All of which has made Schwarzenegger's tabloid disappearing act something of a mystery. Last week, the San Jose Mercury News turned over a few pieces of the puzzle when it reported that, in January, Schwarzenegger's mentor and early business partner, Joe Weider, had sold his publishing empire -- including Muscle and Fitness, Shape and Men's Fitness magazines -- for $350 million to American Media, the tabloid conglomerate that owns the Enquirer, the Star, the Globe and the News of the World.

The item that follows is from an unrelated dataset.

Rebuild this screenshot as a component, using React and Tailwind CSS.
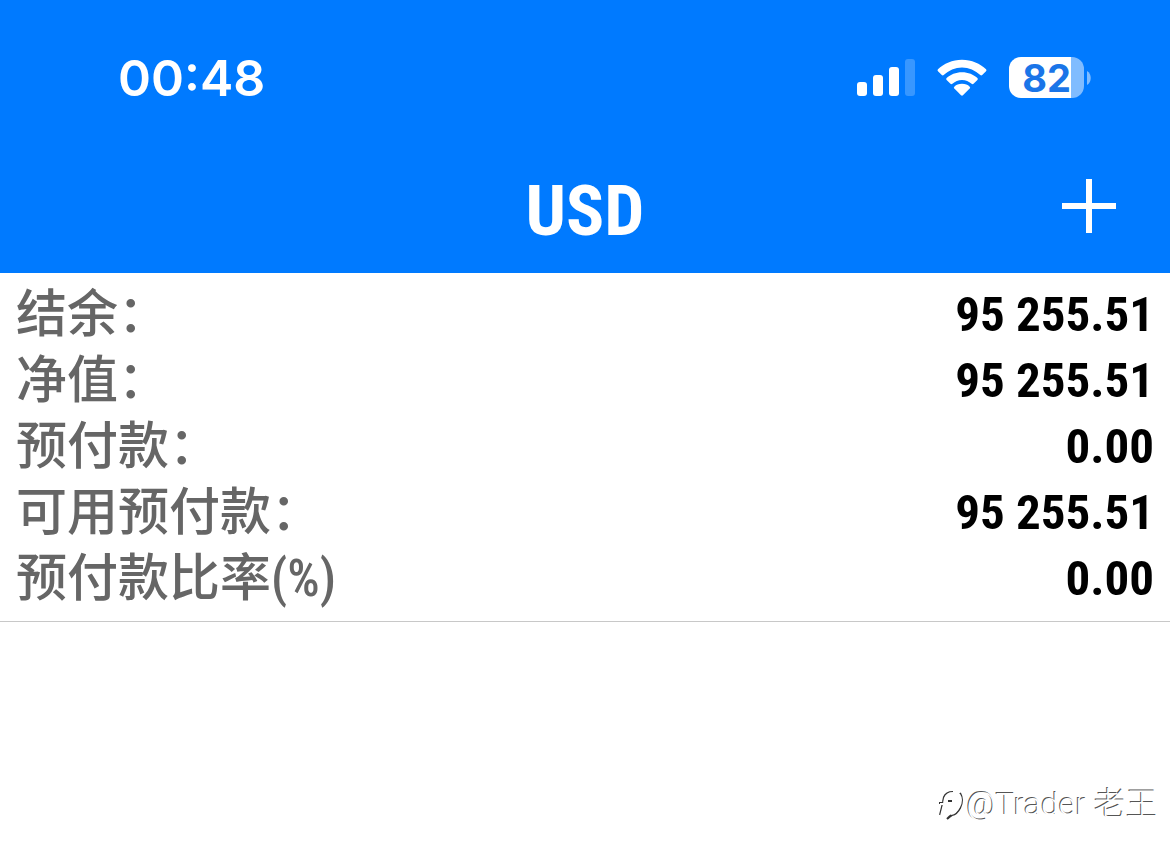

The story also disclosed that although American Media's tabloids had been virtually "Arnold-free" since the recall race began, they just published a 120-page glossy one-off titled "Arnold, the American Dream," without identifying it as one of their publications. It's on newsstands for $4.95, and one cover line reads: "Camelot's Future." To complete the coronation, the News of the World ran an "exclusive": "Alien backs Arnold for governor!"

On another front, the New York Daily News reported that American Media owner and CEO David Pecker had assured Weider that the tabloids were going to "lay off" Schwarzenegger. "We're not going to pull up any dirt on him," Weider said Pecker told him. (American Media spokesman Richard Valvo calls the conversation "unfounded rumor"; Weider reconfirmed it Wednesday.)